The Company classifies interest expense and penalties related to UTBs and interest income on tax overpayments as components of income tax expense. As of April 29, 2016, the total amount of interest expense and penalties recognized on our balance sheet was $5.9 million ($3.8 million net of federal benefit). The total amount of net interest expense recognized in the Condensed Consolidated Statements of Operations was insignificant for all periods presented. The Company files income tax returns in the United States and various foreign jurisdictions. The Company is under examination by various income tax jurisdictions for the years 2009 to 2015.

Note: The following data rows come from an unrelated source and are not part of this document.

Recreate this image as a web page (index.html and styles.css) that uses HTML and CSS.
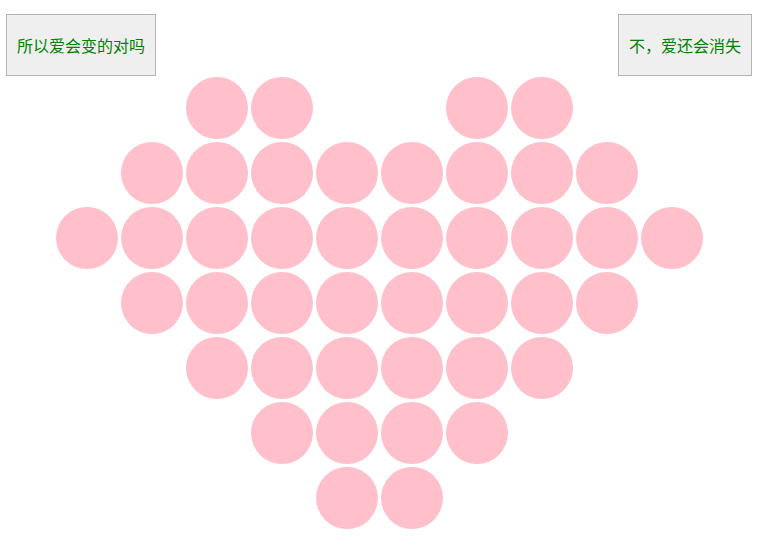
FILE: index.html
```html
<!DOCTYPE html>
<html lang="zh-CN">
<head>
    <meta charset="UTF-8">
    <title>Heart</title>
    <link rel="stylesheet" href="styles.css">
</head>
<body>
    <div class="top">
        <button class="btn">所以爱会变的对吗</button>
        <button class="btn">不，爱还会消失</button>
    </div>
    <div class="heart">
        <i class="s3"></i><i></i><i class="s7"></i><i></i>
        <i class="s2"></i><i></i><i></i><i></i><i></i><i></i><i></i><i></i>
        <i class="s1"></i><i></i><i></i><i></i><i></i><i></i><i></i><i></i><i></i><i></i>
        <i class="s2"></i><i></i><i></i><i></i><i></i><i></i><i></i><i></i>
        <i class="s3"></i><i></i><i></i><i></i><i></i><i></i>
        <i class="s4"></i><i></i><i></i><i></i>
        <i class="s5"></i><i></i>
    </div>
</body>
</html>
```

FILE: styles.css
```css
*{margin: 0;padding: 0;}
body{font-size: 16px;font-family: "Liberation Sans", "Noto Sans CJK SC", sans-serif;background: #fff;}
.top{display: flex;justify-content: space-between;padding: 14px 22px 0 6px;}
.btn{height: 62px;padding: 0 10px;background: #efefef;border: 1px solid #b3b3bb;color: #008000;font-size: 16px;font-family: "Noto Sans CJK SC", sans-serif;}
.heart{display: grid;grid-template-columns: repeat(10, 62px);grid-auto-rows: 62px;gap: 3px;margin: 1px 0 0 56px;}
.heart i{display: block;border-radius: 50%;background: pink;}
.heart .s1{grid-column-start: 1;}
.heart .s2{grid-column-start: 2;}
.heart .s3{grid-column-start: 3;}
.heart .s4{grid-column-start: 4;}
.heart .s5{grid-column-start: 5;}
.heart .s7{grid-column-start: 7;}
```
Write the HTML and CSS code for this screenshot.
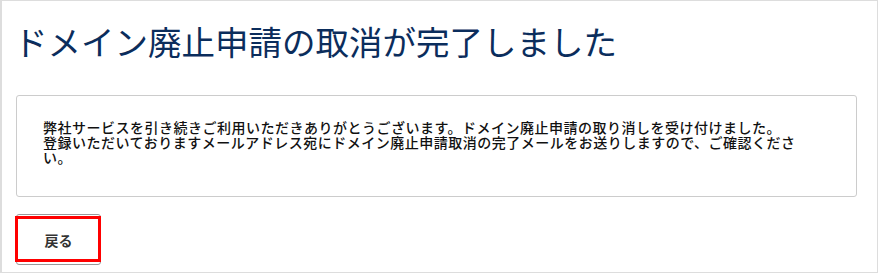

During Fiscal 2015, the Company adopted ASU 2015-17, Balance Sheet Classification of Deferred Taxes, which requires an entity to present deferred tax assets and deferred tax liabilities as noncurrent in a classified balance sheet rather than as current and noncurrent. As of May 1, 2015, the Company reclassified $2.3 million of current deferred tax assets to noncurrent deferred tax liabilities to conform to the current year presentation.